A few days ago I was out having coffee with a bunch of friends and one of the guys asked Laura and I, “At what point did you accept Mikes death?” My response? “For me, I think I accepted it the instant it happened.” I think he may have been a bit surprised at my answer; and to be completely honest, had I asked that same question to someone else (at what point did you accept your circumstances), and that was their response, I think I would have doubted their apparent peace. As in, I’d be thinking to myself “Yea but SURELY…”
The journey of accepting Mike’s death was a process. There’s different types of acceptance. It was immediately after I got the news Mike died that I was faced with this indescribable journey and I accepted instantly that I was on this journey. There was nothing I could do to stop what happen happened or what was happening. I chose to be vulnerable and not fight against the wave. The only way I can connect it to anything is like how I react to a general anaesthetic.
My last operation involved a laparoscopy where the doctors went through my belly button. I woke up not feeling pain but my body still somehow knew it took a beating. I was in no mental, physical or emotional state to try and “survive”. If anything, I surrendered my survival instincts to the nurses around me. They were the ones who managed my wellbeing. Not me. I had total release to do nothing but lie in that hospital bed and let them take over. The survival of food, warmth, safety… it was all down to them to provide. And it was very much the same with Mike’s death. I literally woke up to a nightmare. Nothing I did in my life could have provoked him to die, nor could it have saved him. I knew in my heart that the ONLY one who could get me through this was God. Just like I did with the doctors and nurses, I surrendered my wellbeing to God.
What do I mean? It was NOT my battle anymore. It was not my battle to try to get out of bed in the morning. It was not my strength, my motivation, my ability. It was all God’s strength. By accepting that I was on this journey and that I was released from any type of survival, it meant that I was free. I could totally be me and not try to hide behind anything. No compartmentalization. No fear of myself and the ability to cope with all my emotions, thoughts and pain. Nothing, and completely released.
Acceptance is a multi faceted diamond. For weeks after Mike’s death I would cry every night. I think it was something like after 6 months I stopped crying everyday, and it went to every other day or some thing haha. A big part of my acceptance was not fighting against my emotions.
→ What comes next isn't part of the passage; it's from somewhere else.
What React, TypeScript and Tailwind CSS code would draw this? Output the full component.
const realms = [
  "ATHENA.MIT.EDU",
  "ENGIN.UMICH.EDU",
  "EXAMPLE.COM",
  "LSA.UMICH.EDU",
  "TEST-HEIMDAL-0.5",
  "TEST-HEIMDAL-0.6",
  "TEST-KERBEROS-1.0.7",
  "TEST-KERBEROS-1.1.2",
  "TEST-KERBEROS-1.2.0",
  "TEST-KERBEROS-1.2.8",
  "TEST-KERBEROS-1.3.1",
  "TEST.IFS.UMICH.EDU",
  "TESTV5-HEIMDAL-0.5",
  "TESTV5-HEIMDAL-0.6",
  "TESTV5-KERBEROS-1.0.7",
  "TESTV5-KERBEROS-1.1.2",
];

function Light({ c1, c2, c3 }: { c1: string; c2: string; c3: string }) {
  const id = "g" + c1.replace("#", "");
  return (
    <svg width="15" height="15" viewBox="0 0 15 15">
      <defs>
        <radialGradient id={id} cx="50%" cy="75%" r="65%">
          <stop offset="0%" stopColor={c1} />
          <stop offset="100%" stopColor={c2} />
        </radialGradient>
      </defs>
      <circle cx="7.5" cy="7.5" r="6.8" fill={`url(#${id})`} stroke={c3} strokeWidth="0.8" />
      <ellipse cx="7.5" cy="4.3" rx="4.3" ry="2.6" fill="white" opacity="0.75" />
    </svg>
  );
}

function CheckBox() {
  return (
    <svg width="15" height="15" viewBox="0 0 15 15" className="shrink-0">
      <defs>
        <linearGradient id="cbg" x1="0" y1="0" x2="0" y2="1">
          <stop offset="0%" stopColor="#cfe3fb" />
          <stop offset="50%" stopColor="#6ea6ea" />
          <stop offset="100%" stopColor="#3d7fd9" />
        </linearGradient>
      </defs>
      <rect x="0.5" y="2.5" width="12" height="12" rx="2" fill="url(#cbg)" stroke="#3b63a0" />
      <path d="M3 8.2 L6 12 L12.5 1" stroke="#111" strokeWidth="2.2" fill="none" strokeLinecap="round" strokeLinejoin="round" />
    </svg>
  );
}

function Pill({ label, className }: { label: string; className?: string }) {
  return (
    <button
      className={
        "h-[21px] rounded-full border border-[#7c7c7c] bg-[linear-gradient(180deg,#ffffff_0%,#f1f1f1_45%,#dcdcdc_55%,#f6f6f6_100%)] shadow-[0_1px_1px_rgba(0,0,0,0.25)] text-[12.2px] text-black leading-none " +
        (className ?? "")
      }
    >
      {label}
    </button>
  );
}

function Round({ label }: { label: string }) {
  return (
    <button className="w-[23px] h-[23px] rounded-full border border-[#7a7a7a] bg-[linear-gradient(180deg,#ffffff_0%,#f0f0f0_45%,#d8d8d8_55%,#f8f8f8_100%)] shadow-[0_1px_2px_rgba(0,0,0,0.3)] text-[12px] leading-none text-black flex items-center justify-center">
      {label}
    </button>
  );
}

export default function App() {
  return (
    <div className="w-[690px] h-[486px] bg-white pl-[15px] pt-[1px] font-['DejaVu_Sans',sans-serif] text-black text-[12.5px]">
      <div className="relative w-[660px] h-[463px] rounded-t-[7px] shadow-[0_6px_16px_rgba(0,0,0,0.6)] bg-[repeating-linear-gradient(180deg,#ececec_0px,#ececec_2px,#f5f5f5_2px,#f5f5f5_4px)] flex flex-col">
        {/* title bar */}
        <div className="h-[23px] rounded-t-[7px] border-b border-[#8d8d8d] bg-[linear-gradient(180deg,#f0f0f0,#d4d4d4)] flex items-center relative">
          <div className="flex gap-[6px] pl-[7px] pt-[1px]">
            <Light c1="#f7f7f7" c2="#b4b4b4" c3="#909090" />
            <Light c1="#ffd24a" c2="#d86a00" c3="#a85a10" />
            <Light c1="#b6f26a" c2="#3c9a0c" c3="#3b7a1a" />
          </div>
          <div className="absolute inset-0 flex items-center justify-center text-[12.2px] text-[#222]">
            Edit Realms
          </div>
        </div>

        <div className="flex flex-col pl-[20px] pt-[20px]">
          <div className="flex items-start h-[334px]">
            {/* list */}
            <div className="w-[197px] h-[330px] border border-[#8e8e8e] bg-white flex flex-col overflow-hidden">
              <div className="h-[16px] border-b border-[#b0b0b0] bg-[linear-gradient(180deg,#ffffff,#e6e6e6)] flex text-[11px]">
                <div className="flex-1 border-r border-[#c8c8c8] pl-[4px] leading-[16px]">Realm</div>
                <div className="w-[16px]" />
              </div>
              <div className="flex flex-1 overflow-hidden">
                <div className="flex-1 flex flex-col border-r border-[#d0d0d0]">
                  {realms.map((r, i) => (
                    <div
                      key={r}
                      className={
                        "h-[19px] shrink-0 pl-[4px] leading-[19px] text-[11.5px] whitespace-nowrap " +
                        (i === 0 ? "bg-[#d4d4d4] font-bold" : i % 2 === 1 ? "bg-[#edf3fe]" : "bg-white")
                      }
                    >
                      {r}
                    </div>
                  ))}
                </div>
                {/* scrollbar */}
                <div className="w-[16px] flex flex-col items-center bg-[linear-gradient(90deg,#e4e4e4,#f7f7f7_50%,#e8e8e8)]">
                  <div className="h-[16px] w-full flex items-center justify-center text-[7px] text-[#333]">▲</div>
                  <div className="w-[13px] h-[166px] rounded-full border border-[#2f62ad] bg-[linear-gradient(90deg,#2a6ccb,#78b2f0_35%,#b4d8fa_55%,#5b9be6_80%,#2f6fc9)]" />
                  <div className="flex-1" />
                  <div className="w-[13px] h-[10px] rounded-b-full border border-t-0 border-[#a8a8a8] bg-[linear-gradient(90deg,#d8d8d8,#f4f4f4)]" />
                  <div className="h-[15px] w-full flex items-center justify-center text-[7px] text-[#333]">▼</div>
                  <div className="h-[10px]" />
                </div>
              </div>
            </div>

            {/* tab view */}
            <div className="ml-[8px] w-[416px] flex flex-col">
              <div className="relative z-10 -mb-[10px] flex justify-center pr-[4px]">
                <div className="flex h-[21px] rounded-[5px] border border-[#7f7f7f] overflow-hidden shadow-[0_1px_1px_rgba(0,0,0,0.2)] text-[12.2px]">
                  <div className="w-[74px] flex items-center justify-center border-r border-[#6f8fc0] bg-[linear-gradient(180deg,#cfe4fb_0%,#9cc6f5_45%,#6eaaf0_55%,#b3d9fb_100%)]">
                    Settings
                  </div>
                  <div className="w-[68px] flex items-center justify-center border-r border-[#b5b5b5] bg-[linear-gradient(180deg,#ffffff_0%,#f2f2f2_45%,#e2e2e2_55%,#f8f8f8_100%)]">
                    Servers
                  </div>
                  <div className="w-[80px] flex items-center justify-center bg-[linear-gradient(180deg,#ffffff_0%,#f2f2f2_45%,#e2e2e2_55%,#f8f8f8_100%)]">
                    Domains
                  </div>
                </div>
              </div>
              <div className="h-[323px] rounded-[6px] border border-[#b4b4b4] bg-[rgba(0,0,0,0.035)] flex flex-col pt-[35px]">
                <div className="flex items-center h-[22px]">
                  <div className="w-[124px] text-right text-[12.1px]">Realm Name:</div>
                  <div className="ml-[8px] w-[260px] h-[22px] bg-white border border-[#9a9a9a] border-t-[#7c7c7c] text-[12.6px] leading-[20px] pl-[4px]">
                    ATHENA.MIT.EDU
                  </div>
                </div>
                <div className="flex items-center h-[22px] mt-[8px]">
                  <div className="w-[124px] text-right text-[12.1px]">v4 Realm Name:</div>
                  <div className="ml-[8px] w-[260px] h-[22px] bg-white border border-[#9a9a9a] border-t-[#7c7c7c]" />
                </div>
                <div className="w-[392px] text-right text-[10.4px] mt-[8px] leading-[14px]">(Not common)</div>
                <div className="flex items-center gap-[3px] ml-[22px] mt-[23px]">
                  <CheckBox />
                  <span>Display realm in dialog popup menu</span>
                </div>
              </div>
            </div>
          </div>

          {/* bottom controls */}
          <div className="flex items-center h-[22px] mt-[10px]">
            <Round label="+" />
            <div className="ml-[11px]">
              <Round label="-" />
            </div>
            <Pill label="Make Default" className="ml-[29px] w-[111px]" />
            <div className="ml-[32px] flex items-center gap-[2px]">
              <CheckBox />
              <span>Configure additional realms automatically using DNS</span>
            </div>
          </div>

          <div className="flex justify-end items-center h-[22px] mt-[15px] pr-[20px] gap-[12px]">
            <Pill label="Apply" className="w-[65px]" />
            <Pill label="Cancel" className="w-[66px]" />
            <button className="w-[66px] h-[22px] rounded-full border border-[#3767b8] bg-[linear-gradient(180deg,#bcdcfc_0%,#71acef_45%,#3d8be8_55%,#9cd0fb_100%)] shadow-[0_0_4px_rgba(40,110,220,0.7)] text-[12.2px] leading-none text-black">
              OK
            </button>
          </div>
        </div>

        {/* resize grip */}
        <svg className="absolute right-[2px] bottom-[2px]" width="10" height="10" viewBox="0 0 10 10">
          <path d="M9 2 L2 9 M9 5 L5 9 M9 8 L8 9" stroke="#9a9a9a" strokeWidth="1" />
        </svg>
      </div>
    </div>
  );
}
I made no apologies to God, myself or to others for how I felt or what I thought. The only way I could get through this was to be real and honest. Without those two things, there’s no way I could have ever proceeded what I needed to process in order to get through it.
Acceptance was never about being “ok” with Mike’s death. I made it clear to God that I wasn’t ok with it and that I was really hurting. I could however find peace with demanding God to make his death worth it. My whole process of forgiving God for taking Mike had a lot to do with acceptance. But maybe not in the way you’d think. As far as I was concerned, God might be onto something good with taking Mike, but he better be sure he hurt me. BIG time. I never hated God for it, I wouldn’t even say I was angry. But he really hurt me. I needed God to acknowledge the fact that by taking Mike, he did in fact hurt me. I actually needed God to accept that he hurt me. By God acknowledging he hurt me, I was actually able to trust him. I always did trust him. But it was a total confirmation that he loves me and that the reasons behind Mike’s death were for good. Even if that was simply because God wanted to bring him to heaven for himself.
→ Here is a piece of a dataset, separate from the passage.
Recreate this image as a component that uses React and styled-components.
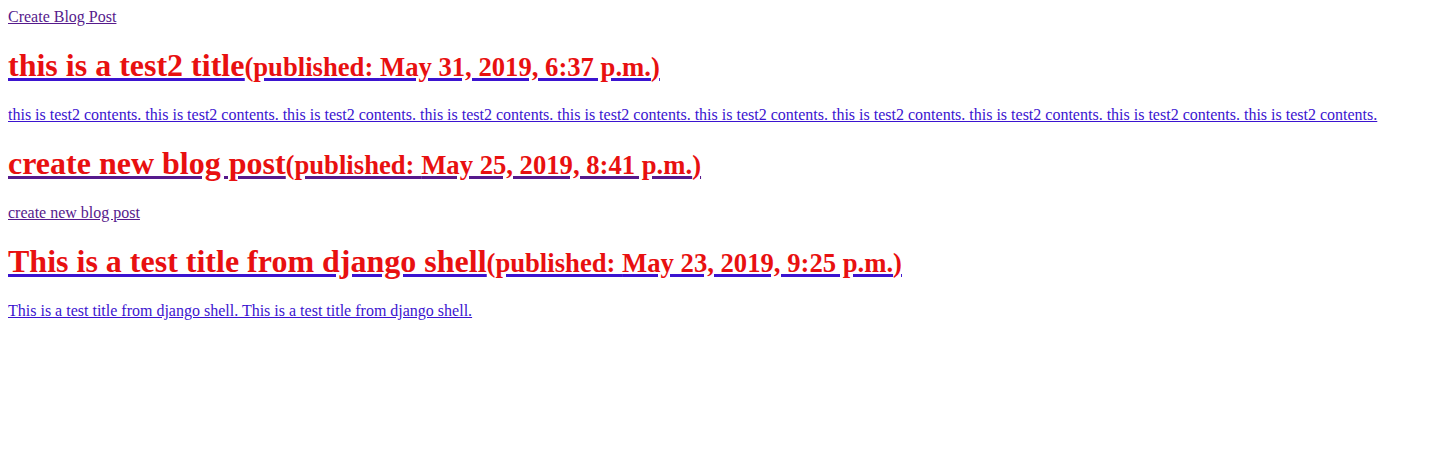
import React from "react";
import styled, { createGlobalStyle } from "styled-components";

const Global = createGlobalStyle`
  body {
    margin: 8px;
    font-family: "Liberation Serif", "Times New Roman", serif;
    font-size: 16px;
    background: #ffffff;
  }
`;

const NavLink = styled.a`
  color: ${(p) => (p.$visited ? "#561a8c" : "#3b14d0")};
  text-decoration: underline;
  font-size: 16px;
`;

const PostLink = styled.a`
  color: ${(p) => (p.$visited ? "#561a8c" : "#3b14d0")};
  text-decoration: underline;
  display: block;
`;

const Title = styled.h1`
  color: #e81010;
  font-size: 32px;
  font-weight: bold;
  margin: 21.44px 0;
`;

const Published = styled.small`
  font-size: 26.67px;
`;

const Body = styled.p`
  margin: 16px 0;
  font-size: 16px;
`;

const posts = [
  {
    title: "this is a test2 title",
    date: "May 31, 2019, 6:37 p.m.",
    text: Array(10).fill("this is test2 contents.").join(" "),
    visited: false,
  },
  {
    title: "create new blog post",
    date: "May 25, 2019, 8:41 p.m.",
    text: "create new blog post",
    visited: true,
  },
  {
    title: "This is a test title from django shell",
    date: "May 23, 2019, 9:25 p.m.",
    text: "This is a test title from django shell. This is a test title from django shell.",
    visited: false,
  },
];

export default function App() {
  return (
    <>
      <Global />
      <NavLink href="#" $visited>
        Create Blog Post
      </NavLink>
      {posts.map((p) => (
        <React.Fragment key={p.title}>
          <PostLink href="#" $visited={p.visited}>
            <Title>
              {p.title}
              <Published>(published: {p.date})</Published>
            </Title>
          </PostLink>
          <PostLink href="#" $visited={p.visited}>
            <Body>{p.text}</Body>
          </PostLink>
        </React.Fragment>
      ))}
    </>
  );
}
Another dynamic of the acceptance thing was the feeling that Mike never really left. Later it was accepting that in some ways it was like he was never really here in the first place. Accepting that he will never grow old and that Laura… in August this year, will biologically become older than him. Accepting that his stry ends and mine continues without him. This whole journey was a process of acceptance. I accepted things on the day, the day after he died… and every day since. I’m still grappling with some areas of acceptance was time goes on. Things come up today that have never come up before. New facets of this diamond.
In retrospect after Mike died, it became clear to me that God was preparing my heart for this. It’s quite hard to explain without going into all the details but the best way for me to explain this is to post the link on this blog to my mum’s “book“. She wrote this collaboration of all the stories surrounding Mike’s death before he died, at his death, and after his death. It’s called “Breadcrumbs in the Storm” and I would absolutely encourage you to read it.
I think the biggest thing I would challenge you all is to never ever compartmentalized anything. Always be real. And always be honest. Don’t fight the wave because that takes more energy from you and does more damage to you than if you chose to journey your situation. I don’t believe our lives are random. I think everything we go through in our lives is relevant to our own story. I don’t know why I went through death and not others around me. But I chose to believe I can use it for good. I don’t know why I didn’t go through things that you have gone through. But I think we have the power and strength through God to get through anything and use it for good. I know about loss and change like I’ve never known before. Even the loss of a dream… I can connect with people I a way that I never would have before. Life is a choice. And that’s really what it boils down to. I made a choice to surrender, trust, believe and continue. And it’s up to you whether you make the choice. I hope you do, whatever your circumstances are. I’m not saying for one minute that it’s easy… But I’m saying that it’s worth it.